**To do**
Your task is to reproduce the material exactly.
[BEGIN Data lines]
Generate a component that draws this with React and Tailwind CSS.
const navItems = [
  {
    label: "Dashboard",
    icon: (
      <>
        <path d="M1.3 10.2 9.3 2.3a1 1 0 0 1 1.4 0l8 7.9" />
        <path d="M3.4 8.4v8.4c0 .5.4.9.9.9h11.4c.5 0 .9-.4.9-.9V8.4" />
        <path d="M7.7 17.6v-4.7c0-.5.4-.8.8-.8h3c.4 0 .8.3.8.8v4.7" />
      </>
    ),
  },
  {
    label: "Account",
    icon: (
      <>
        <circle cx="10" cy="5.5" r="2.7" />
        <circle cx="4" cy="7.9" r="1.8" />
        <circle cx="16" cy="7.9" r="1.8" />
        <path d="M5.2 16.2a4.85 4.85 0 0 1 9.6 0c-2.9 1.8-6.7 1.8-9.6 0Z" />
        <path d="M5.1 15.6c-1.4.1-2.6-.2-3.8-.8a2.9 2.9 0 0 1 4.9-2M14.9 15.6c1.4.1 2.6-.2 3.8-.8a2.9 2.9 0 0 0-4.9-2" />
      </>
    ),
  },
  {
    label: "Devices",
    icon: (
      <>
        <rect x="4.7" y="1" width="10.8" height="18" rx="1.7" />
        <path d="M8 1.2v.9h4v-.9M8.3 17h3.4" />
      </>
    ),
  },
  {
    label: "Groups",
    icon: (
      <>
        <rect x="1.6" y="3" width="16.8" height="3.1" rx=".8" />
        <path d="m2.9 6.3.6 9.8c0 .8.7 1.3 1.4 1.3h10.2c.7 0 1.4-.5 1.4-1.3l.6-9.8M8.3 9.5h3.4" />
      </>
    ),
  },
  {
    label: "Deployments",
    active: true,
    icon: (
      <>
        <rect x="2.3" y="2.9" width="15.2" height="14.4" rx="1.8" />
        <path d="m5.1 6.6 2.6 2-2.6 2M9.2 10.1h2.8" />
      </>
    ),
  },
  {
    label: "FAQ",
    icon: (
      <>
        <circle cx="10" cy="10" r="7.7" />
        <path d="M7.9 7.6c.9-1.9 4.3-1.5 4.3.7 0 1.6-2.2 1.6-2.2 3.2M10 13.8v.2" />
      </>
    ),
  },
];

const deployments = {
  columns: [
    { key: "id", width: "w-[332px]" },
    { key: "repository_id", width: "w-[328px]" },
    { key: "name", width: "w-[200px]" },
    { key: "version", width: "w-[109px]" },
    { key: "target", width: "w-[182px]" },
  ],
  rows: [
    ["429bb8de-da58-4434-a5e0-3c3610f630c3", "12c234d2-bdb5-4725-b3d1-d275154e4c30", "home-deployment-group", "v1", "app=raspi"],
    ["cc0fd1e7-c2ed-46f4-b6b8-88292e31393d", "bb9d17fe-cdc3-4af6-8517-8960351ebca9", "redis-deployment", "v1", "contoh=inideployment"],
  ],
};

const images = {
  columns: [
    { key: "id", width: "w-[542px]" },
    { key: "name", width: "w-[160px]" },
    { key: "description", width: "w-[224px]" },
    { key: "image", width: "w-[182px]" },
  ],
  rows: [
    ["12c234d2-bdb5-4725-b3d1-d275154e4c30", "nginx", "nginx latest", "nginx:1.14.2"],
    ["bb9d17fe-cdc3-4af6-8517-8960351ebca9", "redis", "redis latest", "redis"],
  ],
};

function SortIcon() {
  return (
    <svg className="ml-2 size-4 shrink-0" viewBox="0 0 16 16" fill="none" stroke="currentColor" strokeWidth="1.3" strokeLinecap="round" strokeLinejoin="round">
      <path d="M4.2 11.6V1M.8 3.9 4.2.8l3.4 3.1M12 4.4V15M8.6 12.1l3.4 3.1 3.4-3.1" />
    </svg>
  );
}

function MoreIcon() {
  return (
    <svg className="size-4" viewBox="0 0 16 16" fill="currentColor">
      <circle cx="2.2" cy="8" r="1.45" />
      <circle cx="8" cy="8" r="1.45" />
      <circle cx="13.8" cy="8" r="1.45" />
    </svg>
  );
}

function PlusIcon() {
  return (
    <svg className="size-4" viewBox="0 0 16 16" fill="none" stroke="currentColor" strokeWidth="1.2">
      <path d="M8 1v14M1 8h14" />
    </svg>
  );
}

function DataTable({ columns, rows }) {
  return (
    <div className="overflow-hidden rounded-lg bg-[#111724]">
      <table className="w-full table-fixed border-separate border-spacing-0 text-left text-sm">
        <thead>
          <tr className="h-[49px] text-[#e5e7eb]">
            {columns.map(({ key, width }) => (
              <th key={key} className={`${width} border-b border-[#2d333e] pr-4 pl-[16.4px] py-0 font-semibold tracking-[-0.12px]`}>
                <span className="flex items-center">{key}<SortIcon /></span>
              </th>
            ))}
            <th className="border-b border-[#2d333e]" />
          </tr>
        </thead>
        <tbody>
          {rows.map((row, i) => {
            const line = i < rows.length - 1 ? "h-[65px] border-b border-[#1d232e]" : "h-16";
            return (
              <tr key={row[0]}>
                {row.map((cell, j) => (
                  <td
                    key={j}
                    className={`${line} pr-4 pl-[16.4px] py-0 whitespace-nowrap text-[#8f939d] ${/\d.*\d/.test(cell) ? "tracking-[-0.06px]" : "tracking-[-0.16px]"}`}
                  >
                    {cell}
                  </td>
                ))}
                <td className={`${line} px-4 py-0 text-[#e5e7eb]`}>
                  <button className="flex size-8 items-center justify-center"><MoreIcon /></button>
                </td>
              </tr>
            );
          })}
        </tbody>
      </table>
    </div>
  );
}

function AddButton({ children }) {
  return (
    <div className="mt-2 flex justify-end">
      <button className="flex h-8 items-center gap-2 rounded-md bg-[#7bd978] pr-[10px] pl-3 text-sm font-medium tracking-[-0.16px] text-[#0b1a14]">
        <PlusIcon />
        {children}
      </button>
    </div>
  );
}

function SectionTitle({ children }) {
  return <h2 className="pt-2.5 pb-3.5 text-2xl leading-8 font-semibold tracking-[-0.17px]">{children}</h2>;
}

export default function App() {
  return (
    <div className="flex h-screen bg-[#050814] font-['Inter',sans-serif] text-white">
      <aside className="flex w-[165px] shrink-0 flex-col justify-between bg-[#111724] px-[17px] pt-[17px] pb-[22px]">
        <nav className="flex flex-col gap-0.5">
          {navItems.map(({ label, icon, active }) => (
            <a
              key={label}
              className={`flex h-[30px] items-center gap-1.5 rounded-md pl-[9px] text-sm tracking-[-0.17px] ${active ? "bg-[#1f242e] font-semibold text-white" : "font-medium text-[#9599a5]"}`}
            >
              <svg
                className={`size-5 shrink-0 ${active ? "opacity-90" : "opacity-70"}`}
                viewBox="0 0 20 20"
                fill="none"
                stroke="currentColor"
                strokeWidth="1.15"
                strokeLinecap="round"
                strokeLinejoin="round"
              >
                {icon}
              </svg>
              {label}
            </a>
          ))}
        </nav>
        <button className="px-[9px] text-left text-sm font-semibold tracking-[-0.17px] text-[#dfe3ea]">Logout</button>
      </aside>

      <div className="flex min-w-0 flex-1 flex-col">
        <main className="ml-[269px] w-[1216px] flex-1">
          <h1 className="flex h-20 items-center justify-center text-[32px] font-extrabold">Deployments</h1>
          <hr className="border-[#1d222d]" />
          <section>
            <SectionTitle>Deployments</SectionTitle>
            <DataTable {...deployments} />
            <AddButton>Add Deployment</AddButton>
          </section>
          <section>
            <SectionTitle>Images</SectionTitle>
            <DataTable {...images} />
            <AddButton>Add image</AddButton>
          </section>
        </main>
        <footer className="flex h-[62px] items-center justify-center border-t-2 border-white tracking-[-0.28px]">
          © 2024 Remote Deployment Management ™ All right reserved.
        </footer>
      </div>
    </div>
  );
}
[END Data lines]
**Finished answer**
Generate a component that draws this with React and Tailwind CSS.
const navItems = [
  {
    label: "Dashboard",
    icon: (
      <>
        <path d="M1.3 10.2 9.3 2.3a1 1 0 0 1 1.4 0l8 7.9" />
        <path d="M3.4 8.4v8.4c0 .5.4.9.9.9h11.4c.5 0 .9-.4.9-.9V8.4" />
        <path d="M7.7 17.6v-4.7c0-.5.4-.8.8-.8h3c.4 0 .8.3.8.8v4.7" />
      </>
    ),
  },
  {
    label: "Account",
    icon: (
      <>
        <circle cx="10" cy="5.5" r="2.7" />
        <circle cx="4" cy="7.9" r="1.8" />
        <circle cx="16" cy="7.9" r="1.8" />
        <path d="M5.2 16.2a4.85 4.85 0 0 1 9.6 0c-2.9 1.8-6.7 1.8-9.6 0Z" />
        <path d="M5.1 15.6c-1.4.1-2.6-.2-3.8-.8a2.9 2.9 0 0 1 4.9-2M14.9 15.6c1.4.1 2.6-.2 3.8-.8a2.9 2.9 0 0 0-4.9-2" />
      </>
    ),
  },
  {
    label: "Devices",
    icon: (
      <>
        <rect x="4.7" y="1" width="10.8" height="18" rx="1.7" />
        <path d="M8 1.2v.9h4v-.9M8.3 17h3.4" />
      </>
    ),
  },
  {
    label: "Groups",
    icon: (
      <>
        <rect x="1.6" y="3" width="16.8" height="3.1" rx=".8" />
        <path d="m2.9 6.3.6 9.8c0 .8.7 1.3 1.4 1.3h10.2c.7 0 1.4-.5 1.4-1.3l.6-9.8M8.3 9.5h3.4" />
      </>
    ),
  },
  {
    label: "Deployments",
    active: true,
    icon: (
      <>
        <rect x="2.3" y="2.9" width="15.2" height="14.4" rx="1.8" />
        <path d="m5.1 6.6 2.6 2-2.6 2M9.2 10.1h2.8" />
      </>
    ),
  },
  {
    label: "FAQ",
    icon: (
      <>
        <circle cx="10" cy="10" r="7.7" />
        <path d="M7.9 7.6c.9-1.9 4.3-1.5 4.3.7 0 1.6-2.2 1.6-2.2 3.2M10 13.8v.2" />
      </>
    ),
  },
];

const deployments = {
  columns: [
    { key: "id", width: "w-[332px]" },
    { key: "repository_id", width: "w-[328px]" },
    { key: "name", width: "w-[200px]" },
    { key: "version", width: "w-[109px]" },
    { key: "target", width: "w-[182px]" },
  ],
  rows: [
    ["429bb8de-da58-4434-a5e0-3c3610f630c3", "12c234d2-bdb5-4725-b3d1-d275154e4c30", "home-deployment-group", "v1", "app=raspi"],
    ["cc0fd1e7-c2ed-46f4-b6b8-88292e31393d", "bb9d17fe-cdc3-4af6-8517-8960351ebca9", "redis-deployment", "v1", "contoh=inideployment"],
  ],
};

const images = {
  columns: [
    { key: "id", width: "w-[542px]" },
    { key: "name", width: "w-[160px]" },
    { key: "description", width: "w-[224px]" },
    { key: "image", width: "w-[182px]" },
  ],
  rows: [
    ["12c234d2-bdb5-4725-b3d1-d275154e4c30", "nginx", "nginx latest", "nginx:1.14.2"],
    ["bb9d17fe-cdc3-4af6-8517-8960351ebca9", "redis", "redis latest", "redis"],
  ],
};

function SortIcon() {
  return (
    <svg className="ml-2 size-4 shrink-0" viewBox="0 0 16 16" fill="none" stroke="currentColor" strokeWidth="1.3" strokeLinecap="round" strokeLinejoin="round">
      <path d="M4.2 11.6V1M.8 3.9 4.2.8l3.4 3.1M12 4.4V15M8.6 12.1l3.4 3.1 3.4-3.1" />
    </svg>
  );
}

function MoreIcon() {
  return (
    <svg className="size-4" viewBox="0 0 16 16" fill="currentColor">
      <circle cx="2.2" cy="8" r="1.45" />
      <circle cx="8" cy="8" r="1.45" />
      <circle cx="13.8" cy="8" r="1.45" />
    </svg>
  );
}

function PlusIcon() {
  return (
    <svg className="size-4" viewBox="0 0 16 16" fill="none" stroke="currentColor" strokeWidth="1.2">
      <path d="M8 1v14M1 8h14" />
    </svg>
  );
}

function DataTable({ columns, rows }) {
  return (
    <div className="overflow-hidden rounded-lg bg-[#111724]">
      <table className="w-full table-fixed border-separate border-spacing-0 text-left text-sm">
        <thead>
          <tr className="h-[49px] text-[#e5e7eb]">
            {columns.map(({ key, width }) => (
              <th key={key} className={`${width} border-b border-[#2d333e] pr-4 pl-[16.4px] py-0 font-semibold tracking-[-0.12px]`}>
                <span className="flex items-center">{key}<SortIcon /></span>
              </th>
            ))}
            <th className="border-b border-[#2d333e]" />
          </tr>
        </thead>
        <tbody>
          {rows.map((row, i) => {
            const line = i < rows.length - 1 ? "h-[65px] border-b border-[#1d232e]" : "h-16";
            return (
              <tr key={row[0]}>
                {row.map((cell, j) => (
                  <td
                    key={j}
                    className={`${line} pr-4 pl-[16.4px] py-0 whitespace-nowrap text-[#8f939d] ${/\d.*\d/.test(cell) ? "tracking-[-0.06px]" : "tracking-[-0.16px]"}`}
                  >
                    {cell}
                  </td>
                ))}
                <td className={`${line} px-4 py-0 text-[#e5e7eb]`}>
                  <button className="flex size-8 items-center justify-center"><MoreIcon /></button>
                </td>
              </tr>
            );
          })}
        </tbody>
      </table>
    </div>
  );
}

function AddButton({ children }) {
  return (
    <div className="mt-2 flex justify-end">
      <button className="flex h-8 items-center gap-2 rounded-md bg-[#7bd978] pr-[10px] pl-3 text-sm font-medium tracking-[-0.16px] text-[#0b1a14]">
        <PlusIcon />
        {children}
      </button>
    </div>
  );
}

function SectionTitle({ children }) {
  return <h2 className="pt-2.5 pb-3.5 text-2xl leading-8 font-semibold tracking-[-0.17px]">{children}</h2>;
}

export default function App() {
  return (
    <div className="flex h-screen bg-[#050814] font-['Inter',sans-serif] text-white">
      <aside className="flex w-[165px] shrink-0 flex-col justify-between bg-[#111724] px-[17px] pt-[17px] pb-[22px]">
        <nav className="flex flex-col gap-0.5">
          {navItems.map(({ label, icon, active }) => (
            <a
              key={label}
              className={`flex h-[30px] items-center gap-1.5 rounded-md pl-[9px] text-sm tracking-[-0.17px] ${active ? "bg-[#1f242e] font-semibold text-white" : "font-medium text-[#9599a5]"}`}
            >
              <svg
                className={`size-5 shrink-0 ${active ? "opacity-90" : "opacity-70"}`}
                viewBox="0 0 20 20"
                fill="none"
                stroke="currentColor"
                strokeWidth="1.15"
                strokeLinecap="round"
                strokeLinejoin="round"
              >
                {icon}
              </svg>
              {label}
            </a>
          ))}
        </nav>
        <button className="px-[9px] text-left text-sm font-semibold tracking-[-0.17px] text-[#dfe3ea]">Logout</button>
      </aside>

      <div className="flex min-w-0 flex-1 flex-col">
        <main className="ml-[269px] w-[1216px] flex-1">
          <h1 className="flex h-20 items-center justify-center text-[32px] font-extrabold">Deployments</h1>
          <hr className="border-[#1d222d]" />
          <section>
            <SectionTitle>Deployments</SectionTitle>
            <DataTable {...deployments} />
            <AddButton>Add Deployment</AddButton>
          </section>
          <section>
            <SectionTitle>Images</SectionTitle>
            <DataTable {...images} />
            <AddButton>Add image</AddButton>
          </section>
        </main>
        <footer className="flex h-[62px] items-center justify-center border-t-2 border-white tracking-[-0.28px]">
          © 2024 Remote Deployment Management ™ All right reserved.
        </footer>
      </div>
    </div>
  );
}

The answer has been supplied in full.